L’Encyclopédie/1re édition/DISTRACTION
* DISTRACTION, s. f. (Morale.) application de notre esprit à un autre objet que celui dont le moment présent exigeroit que nous continuassions de nous occuper. La distraction a sa source dans une excellente qualité de l’entendement, une extrème facilité dans les idées de se réveiller les unes les autres. C’est l’opposé de la stupidité qui reste sur une même idée. L’homme distrait les suit toutes indistinctement à mesure qu’elles se montrent ; elles l’entraînent & l’écartent de son but ; celui au contraire qui est maître de son esprit, jette un coup-d’œil sur les idées étrangeres à son objet, & ne s’attache qu’à celles qui lui sont propres. Un bon esprit doit être capable de distractions, mais ne doit point être distrait. La distraction est presque toûjours un manque d’égards pour ceux avec qui nous nous entretenons. Elle leur fait entendre très-clairement que ce qui se passe dans notre ame nous intéresse plus que ce qu’ils nous disent. On peut avec un peu d’attention sur soi-même, se garantir de ce libertinage d’esprit, qui fait tenir tant de discours déplacés, & commettre tant d’actions ridicules. L’homme dans la distraction perd de vûe tout ce qui l’environne ; & quand il revient de son délire, il agit comme si rien n’avoit changé autour de lui ; il cherche des objets où ils ne sont plus ; il s’entretient de choses dont il n’est plus question ; il se croit à tout & il n’est plus à rien ; parce que la distraction est une absence dont souvent on ne s’apperçoit pas, & dont on ne connoît presque jamais exactement la durée. Il n’y a qu’un moyen d’apprétier l’intervalle de la distraction ; c’est d’en pouvoir rapporter le commencement & la fin à deux instans différens d’une action continue, dont la durée nous soit connue par expérience.

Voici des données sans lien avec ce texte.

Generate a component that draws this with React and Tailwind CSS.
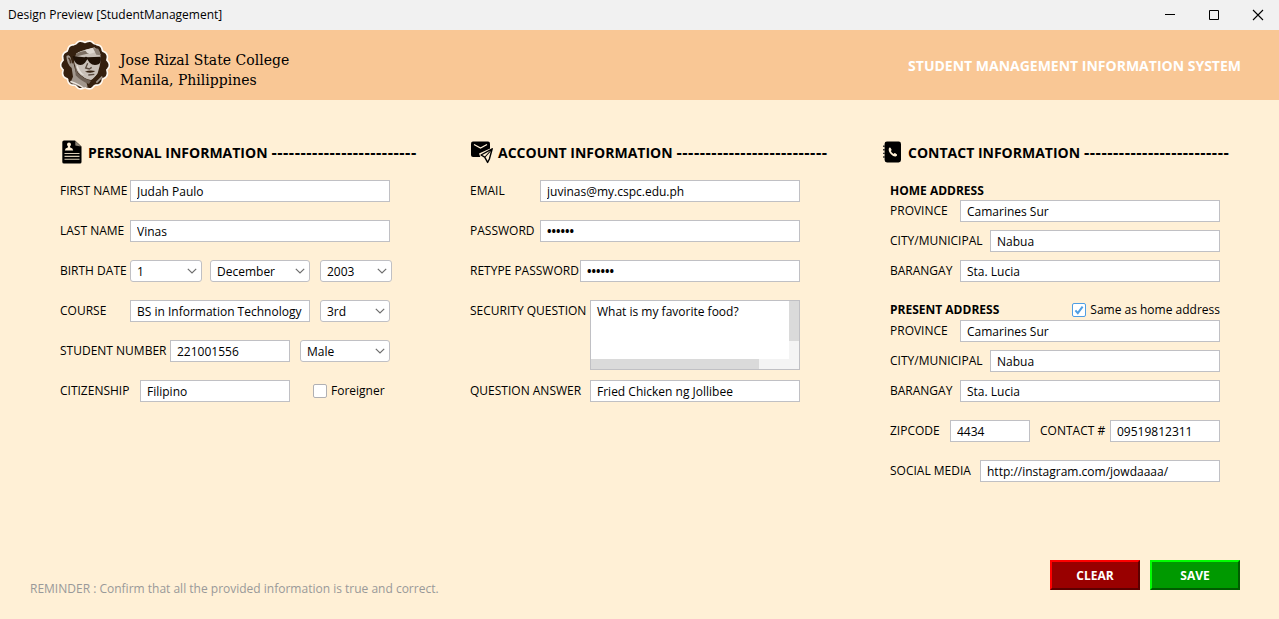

Distraction, (Jurisprud.) signifie en général la séparation d’une chose d’avec une autre ; il y a plusieurs sortes de distractions, sçavoir :
Distraction de dépens, est la faculté que le procureur demande de toucher ses frais & salaires sur les dépens adjugés à sa partie, comme les ayant avancés pour elle.
Le procureur est en droit de former cette demande malgré sa partie ; & dès qu’elle est signifiée à la partie qui a succombé, elle tient lieu de saisie ; & lorsque le procureur a obtenu la distraction, elle opere la décharge de sa partie envers lui.
Celui qui a été condamné aux dépens envers un autre, & qui est en état de lui opposer quelque compensation, ne peut pas l’opposer au procureur qui demande la distraction des dépens ; mais si cette partie a fait saisir entre ses mains avant que la demande en distraction sût formée, la saisie prévaudroit sur cette demande. (A)
Distraction de Jurisdiction ; c’est quand on ôte à un juge la connoissance d’une affaire pour la donner à un autre ; ce qui arrive en différentes manieres, comme par des attributions, commissions, évocations, que le roi accorde ou par des renvois en vertu de privileges de committimus, garde gardienne. (A)
Distraction de ressort, c’est lorsque le roi par des lettres patentes distrait un lieu du ressort ordinaire ou d’appel d’une justice, & l’annexe à une autre justice : ces sortes de distractions arrivent lors de l’érection des terres en duchés-pairies, marquisats, comtés, baronies, &c. la distraction de ce ressort ne se fait qu’à la charge d’indemniser les justices dont on démembre quelque portion. (A)
Distraction d’une saisie réelle, c’est ce qui retire d’une saisie réelle quelque héritage qui n’a pas dû y être compris.